*YOUR OBJECTIVE*.
Gather up every line from the entries below that uses the word "this".

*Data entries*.
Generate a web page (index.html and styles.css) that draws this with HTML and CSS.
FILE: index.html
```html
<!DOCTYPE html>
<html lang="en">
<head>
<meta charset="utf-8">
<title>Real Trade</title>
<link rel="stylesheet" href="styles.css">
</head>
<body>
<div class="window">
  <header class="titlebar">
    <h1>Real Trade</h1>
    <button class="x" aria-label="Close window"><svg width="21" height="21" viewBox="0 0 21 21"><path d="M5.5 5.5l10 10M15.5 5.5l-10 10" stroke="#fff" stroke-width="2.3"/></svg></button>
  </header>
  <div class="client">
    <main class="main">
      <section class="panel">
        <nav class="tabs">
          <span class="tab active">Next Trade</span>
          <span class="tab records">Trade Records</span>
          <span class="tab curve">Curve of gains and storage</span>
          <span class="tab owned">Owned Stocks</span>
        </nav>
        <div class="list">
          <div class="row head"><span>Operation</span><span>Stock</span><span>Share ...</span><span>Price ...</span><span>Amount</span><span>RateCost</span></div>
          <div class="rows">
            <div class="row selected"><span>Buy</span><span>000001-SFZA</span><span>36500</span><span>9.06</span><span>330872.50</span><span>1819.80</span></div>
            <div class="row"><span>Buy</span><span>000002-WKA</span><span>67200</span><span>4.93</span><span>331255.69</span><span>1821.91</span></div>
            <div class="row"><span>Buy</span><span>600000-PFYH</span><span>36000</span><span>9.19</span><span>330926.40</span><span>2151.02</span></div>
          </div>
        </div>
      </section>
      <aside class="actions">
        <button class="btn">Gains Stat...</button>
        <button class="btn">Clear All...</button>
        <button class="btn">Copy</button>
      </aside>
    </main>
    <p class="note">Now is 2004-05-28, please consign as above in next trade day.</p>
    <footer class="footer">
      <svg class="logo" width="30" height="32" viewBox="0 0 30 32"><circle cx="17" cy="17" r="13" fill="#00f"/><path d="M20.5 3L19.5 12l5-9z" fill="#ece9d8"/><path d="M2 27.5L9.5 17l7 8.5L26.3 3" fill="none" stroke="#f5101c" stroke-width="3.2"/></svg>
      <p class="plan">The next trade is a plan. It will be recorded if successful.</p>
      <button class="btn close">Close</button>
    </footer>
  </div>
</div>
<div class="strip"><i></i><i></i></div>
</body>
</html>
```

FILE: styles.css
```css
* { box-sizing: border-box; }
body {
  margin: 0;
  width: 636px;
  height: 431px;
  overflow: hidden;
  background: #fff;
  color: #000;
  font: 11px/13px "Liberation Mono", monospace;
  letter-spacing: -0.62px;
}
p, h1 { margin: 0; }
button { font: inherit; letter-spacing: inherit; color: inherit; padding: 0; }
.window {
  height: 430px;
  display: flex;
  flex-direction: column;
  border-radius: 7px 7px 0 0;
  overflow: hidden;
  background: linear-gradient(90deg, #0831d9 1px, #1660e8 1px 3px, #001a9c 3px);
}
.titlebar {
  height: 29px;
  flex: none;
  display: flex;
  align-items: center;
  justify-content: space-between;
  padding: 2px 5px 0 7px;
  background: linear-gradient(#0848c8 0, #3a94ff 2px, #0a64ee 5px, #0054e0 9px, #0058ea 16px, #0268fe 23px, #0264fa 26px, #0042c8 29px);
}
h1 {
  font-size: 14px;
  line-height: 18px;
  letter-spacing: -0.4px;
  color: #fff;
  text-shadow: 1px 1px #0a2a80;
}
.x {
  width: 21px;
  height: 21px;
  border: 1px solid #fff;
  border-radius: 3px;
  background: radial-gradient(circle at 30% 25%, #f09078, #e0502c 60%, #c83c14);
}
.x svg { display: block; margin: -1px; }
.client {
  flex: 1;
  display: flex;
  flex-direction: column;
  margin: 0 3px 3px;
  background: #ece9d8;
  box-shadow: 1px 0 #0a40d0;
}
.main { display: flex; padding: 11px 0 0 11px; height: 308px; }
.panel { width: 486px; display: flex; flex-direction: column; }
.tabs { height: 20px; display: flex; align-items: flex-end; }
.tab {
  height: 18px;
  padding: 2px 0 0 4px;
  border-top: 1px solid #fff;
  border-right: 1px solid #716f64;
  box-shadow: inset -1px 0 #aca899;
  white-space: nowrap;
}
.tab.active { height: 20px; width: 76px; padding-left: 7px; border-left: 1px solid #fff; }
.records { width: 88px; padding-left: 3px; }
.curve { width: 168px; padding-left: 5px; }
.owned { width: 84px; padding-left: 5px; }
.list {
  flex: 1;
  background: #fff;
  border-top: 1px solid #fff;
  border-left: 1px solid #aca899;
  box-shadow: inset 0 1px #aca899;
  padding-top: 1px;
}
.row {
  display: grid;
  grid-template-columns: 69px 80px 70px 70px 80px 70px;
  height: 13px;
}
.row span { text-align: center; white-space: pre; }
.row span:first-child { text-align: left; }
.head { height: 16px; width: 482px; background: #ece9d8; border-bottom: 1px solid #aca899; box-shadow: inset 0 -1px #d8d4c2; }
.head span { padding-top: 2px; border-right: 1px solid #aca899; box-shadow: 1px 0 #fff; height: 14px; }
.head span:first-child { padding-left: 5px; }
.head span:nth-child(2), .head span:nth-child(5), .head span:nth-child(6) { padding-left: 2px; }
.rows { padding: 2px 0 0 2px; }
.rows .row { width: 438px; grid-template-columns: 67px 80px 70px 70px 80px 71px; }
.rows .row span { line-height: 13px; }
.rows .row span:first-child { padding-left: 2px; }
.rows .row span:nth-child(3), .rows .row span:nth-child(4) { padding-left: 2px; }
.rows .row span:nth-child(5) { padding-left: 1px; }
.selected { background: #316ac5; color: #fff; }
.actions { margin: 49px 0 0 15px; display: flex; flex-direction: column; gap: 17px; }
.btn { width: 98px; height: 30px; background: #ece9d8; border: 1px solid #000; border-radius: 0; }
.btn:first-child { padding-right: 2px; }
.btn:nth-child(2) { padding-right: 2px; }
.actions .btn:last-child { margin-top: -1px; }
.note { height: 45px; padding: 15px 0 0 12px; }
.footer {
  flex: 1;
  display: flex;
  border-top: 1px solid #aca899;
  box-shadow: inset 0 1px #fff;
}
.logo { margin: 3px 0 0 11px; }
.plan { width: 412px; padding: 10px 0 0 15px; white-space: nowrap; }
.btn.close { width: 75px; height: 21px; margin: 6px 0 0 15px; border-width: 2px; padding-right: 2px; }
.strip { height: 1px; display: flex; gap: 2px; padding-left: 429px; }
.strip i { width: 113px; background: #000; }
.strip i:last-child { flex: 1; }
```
--
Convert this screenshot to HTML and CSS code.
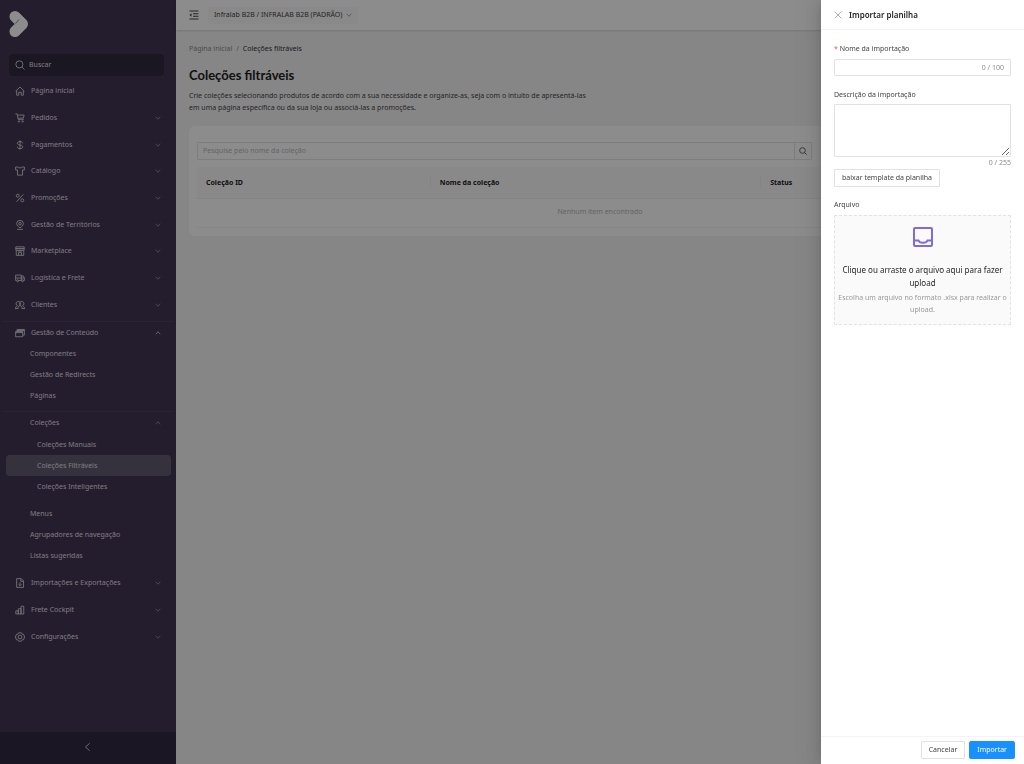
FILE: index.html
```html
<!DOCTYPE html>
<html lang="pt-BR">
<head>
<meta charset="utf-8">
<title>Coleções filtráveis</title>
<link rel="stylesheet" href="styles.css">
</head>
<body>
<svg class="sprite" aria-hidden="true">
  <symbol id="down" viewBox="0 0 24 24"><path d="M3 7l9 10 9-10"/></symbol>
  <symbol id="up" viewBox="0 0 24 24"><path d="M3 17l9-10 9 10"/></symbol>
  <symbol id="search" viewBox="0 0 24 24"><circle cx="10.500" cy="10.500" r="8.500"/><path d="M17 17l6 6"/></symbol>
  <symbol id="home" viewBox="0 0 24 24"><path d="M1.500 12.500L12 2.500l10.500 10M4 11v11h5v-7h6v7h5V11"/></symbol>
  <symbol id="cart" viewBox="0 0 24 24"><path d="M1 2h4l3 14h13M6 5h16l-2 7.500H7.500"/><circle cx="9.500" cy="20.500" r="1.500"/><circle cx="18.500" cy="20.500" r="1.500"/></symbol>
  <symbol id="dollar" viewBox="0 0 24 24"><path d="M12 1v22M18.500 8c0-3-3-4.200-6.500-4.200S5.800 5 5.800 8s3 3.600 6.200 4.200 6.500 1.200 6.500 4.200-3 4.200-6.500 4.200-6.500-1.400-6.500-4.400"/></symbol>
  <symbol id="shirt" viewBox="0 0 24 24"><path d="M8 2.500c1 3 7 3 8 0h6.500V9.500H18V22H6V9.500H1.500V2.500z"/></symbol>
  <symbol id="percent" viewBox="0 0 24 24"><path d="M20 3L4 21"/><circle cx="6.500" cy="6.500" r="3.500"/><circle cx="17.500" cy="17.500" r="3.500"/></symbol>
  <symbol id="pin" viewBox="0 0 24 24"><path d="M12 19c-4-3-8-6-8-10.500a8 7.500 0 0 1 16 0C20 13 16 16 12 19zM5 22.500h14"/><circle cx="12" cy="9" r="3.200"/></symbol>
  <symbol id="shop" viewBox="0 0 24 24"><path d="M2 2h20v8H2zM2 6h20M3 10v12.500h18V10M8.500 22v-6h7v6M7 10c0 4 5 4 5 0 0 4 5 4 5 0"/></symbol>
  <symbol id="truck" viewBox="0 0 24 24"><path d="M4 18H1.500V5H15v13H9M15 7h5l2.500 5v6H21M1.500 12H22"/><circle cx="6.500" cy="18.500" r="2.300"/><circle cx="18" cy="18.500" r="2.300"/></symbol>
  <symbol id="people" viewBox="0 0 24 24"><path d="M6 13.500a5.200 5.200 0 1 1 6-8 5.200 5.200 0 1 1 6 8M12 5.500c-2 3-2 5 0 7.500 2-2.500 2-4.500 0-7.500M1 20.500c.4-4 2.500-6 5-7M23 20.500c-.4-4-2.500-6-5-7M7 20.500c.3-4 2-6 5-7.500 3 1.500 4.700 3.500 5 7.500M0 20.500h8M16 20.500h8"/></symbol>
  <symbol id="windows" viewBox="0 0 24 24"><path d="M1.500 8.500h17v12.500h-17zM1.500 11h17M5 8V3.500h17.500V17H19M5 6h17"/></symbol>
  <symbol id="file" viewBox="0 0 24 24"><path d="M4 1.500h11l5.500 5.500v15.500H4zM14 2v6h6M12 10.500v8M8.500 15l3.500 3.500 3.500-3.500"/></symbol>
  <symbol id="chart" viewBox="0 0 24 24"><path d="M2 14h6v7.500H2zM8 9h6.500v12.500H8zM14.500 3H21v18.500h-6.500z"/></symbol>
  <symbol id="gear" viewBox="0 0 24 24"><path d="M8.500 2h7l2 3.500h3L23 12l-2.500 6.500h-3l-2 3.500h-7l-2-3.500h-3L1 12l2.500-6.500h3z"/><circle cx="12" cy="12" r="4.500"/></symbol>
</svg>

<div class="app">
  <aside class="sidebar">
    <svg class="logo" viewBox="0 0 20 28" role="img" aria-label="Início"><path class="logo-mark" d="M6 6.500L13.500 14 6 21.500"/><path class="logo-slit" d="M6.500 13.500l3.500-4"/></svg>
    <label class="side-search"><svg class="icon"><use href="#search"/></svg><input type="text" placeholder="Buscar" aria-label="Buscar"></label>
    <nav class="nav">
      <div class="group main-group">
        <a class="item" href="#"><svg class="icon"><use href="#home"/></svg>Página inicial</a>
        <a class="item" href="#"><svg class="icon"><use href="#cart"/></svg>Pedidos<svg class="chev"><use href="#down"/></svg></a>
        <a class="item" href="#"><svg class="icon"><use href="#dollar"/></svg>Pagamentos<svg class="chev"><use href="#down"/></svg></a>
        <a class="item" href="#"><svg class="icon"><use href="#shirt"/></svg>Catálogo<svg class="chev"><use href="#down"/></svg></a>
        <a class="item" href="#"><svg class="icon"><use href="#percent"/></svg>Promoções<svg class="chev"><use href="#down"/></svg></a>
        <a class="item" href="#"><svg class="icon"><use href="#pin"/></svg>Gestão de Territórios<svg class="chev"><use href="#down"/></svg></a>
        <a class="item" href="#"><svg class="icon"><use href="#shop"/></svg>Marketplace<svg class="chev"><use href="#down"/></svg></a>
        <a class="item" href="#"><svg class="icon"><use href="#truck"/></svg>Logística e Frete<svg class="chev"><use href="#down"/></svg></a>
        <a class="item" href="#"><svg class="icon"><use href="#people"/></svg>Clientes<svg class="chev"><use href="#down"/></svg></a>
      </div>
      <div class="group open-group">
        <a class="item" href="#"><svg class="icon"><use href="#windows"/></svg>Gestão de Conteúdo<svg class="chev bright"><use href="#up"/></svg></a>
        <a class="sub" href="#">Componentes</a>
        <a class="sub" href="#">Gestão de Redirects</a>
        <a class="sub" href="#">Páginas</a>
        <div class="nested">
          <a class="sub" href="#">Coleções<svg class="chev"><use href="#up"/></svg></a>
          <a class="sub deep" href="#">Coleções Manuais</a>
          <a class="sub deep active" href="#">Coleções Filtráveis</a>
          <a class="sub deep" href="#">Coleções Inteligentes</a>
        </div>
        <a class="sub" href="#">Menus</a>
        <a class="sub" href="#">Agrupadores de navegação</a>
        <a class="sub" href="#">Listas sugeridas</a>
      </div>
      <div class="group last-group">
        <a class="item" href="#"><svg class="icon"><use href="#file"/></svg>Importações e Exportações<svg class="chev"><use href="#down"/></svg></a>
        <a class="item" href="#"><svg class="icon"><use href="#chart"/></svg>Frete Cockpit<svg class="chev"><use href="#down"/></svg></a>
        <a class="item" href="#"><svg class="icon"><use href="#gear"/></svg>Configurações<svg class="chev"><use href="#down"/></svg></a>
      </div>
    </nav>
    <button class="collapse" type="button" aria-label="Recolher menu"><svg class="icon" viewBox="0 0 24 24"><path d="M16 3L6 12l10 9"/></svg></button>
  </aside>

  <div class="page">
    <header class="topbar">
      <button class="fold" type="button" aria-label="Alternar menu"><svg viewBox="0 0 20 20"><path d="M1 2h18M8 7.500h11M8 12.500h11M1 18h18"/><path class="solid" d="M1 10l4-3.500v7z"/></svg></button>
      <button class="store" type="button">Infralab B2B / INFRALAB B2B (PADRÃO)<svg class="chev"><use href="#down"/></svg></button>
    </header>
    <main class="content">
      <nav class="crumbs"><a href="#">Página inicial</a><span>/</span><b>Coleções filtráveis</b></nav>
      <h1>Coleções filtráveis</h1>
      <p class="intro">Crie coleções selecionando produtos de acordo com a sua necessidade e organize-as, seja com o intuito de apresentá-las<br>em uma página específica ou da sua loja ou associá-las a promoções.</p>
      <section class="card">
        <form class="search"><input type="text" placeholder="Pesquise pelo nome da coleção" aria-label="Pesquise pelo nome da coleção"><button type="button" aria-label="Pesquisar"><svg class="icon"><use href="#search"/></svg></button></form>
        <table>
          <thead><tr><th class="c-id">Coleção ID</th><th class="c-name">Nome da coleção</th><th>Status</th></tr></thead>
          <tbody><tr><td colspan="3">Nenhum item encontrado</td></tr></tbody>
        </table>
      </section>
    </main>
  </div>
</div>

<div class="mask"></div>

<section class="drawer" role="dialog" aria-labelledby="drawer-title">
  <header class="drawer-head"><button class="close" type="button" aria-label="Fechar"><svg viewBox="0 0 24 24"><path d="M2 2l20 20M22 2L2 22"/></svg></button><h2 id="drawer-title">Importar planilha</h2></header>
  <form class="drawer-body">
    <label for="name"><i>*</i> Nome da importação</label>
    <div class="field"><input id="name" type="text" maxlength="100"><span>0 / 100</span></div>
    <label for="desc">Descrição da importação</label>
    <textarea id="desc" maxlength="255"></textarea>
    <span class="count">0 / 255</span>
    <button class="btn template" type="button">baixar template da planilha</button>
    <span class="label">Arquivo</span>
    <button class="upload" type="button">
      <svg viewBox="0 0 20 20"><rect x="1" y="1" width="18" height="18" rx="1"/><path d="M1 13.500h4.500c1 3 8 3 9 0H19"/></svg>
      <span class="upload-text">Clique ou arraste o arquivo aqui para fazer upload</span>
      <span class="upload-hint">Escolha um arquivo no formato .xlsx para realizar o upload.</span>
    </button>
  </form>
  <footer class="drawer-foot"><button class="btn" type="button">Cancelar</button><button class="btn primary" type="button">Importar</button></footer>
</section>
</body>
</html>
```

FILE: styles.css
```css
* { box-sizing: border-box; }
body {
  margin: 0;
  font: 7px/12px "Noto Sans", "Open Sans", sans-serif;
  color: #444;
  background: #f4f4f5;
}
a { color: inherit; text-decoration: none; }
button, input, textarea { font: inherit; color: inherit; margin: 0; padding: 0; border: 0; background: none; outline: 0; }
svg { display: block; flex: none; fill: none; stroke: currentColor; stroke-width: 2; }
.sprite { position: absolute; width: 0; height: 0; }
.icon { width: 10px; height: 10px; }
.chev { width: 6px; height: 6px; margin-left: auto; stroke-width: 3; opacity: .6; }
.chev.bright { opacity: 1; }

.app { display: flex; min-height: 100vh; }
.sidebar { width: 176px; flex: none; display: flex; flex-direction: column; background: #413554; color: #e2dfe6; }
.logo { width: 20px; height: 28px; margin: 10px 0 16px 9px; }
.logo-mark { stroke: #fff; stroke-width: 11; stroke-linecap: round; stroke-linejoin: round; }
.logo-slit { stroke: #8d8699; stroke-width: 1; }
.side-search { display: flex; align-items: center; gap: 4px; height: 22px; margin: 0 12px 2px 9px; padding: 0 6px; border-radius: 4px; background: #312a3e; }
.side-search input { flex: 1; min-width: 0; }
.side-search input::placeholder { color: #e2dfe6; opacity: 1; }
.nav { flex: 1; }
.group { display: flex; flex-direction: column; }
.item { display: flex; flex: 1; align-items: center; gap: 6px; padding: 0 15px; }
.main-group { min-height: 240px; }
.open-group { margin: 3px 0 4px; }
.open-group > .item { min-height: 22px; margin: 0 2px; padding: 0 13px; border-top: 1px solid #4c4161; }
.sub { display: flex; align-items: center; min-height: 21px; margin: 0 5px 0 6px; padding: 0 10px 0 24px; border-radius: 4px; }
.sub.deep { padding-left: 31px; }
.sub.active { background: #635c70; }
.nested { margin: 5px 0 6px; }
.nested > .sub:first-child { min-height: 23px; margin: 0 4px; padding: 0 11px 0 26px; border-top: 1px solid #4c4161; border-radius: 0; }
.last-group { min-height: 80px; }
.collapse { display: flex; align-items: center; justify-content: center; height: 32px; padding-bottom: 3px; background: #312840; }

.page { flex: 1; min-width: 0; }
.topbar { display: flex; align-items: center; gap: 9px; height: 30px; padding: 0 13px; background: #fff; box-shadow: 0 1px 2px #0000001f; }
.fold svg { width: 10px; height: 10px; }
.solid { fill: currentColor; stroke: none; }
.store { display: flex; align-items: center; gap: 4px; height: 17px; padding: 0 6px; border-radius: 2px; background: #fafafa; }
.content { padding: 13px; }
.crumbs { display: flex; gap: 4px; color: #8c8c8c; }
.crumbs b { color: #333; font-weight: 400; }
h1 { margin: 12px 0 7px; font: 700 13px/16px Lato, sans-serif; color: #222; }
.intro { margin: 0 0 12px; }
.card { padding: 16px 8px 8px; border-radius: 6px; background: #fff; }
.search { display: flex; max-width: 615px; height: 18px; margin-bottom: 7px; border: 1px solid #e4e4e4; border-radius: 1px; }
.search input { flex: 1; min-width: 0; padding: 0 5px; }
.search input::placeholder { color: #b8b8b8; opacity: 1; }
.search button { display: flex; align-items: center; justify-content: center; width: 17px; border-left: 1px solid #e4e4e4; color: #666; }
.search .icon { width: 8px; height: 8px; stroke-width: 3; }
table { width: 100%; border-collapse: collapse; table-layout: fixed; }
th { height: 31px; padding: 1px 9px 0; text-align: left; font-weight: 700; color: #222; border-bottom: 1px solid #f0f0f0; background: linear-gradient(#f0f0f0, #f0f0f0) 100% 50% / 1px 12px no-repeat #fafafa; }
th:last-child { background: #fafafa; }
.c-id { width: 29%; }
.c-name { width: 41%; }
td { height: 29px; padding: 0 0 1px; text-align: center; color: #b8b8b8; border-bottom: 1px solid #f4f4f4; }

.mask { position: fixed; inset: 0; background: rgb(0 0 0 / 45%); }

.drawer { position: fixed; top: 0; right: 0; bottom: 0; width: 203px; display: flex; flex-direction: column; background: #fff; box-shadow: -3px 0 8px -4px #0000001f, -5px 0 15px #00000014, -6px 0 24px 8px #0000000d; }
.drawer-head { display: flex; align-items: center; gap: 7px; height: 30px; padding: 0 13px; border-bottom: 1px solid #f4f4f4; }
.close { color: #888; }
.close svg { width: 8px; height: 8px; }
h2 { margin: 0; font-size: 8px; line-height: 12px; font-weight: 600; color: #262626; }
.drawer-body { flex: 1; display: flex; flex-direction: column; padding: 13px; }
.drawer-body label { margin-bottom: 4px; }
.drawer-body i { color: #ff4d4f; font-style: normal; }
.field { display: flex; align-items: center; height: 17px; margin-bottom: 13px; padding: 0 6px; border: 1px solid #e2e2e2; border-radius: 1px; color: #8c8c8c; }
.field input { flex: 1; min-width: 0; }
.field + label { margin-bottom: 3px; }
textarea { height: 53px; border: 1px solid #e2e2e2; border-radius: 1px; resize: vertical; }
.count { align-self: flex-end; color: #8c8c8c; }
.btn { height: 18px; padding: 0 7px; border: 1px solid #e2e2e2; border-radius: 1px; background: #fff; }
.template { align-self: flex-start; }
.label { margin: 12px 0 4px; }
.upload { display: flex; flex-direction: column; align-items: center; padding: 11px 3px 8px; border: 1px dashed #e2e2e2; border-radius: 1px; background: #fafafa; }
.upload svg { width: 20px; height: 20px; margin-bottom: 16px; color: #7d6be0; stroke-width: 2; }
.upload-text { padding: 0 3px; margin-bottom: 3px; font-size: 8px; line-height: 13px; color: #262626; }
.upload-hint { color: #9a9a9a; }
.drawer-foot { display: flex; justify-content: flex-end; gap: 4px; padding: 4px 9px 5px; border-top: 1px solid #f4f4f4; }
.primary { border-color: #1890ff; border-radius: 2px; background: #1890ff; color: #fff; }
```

*PROBLEM SOLUTION*.
Generate a web page (index.html and styles.css) that draws this with HTML and CSS.
Convert this screenshot to HTML and CSS code.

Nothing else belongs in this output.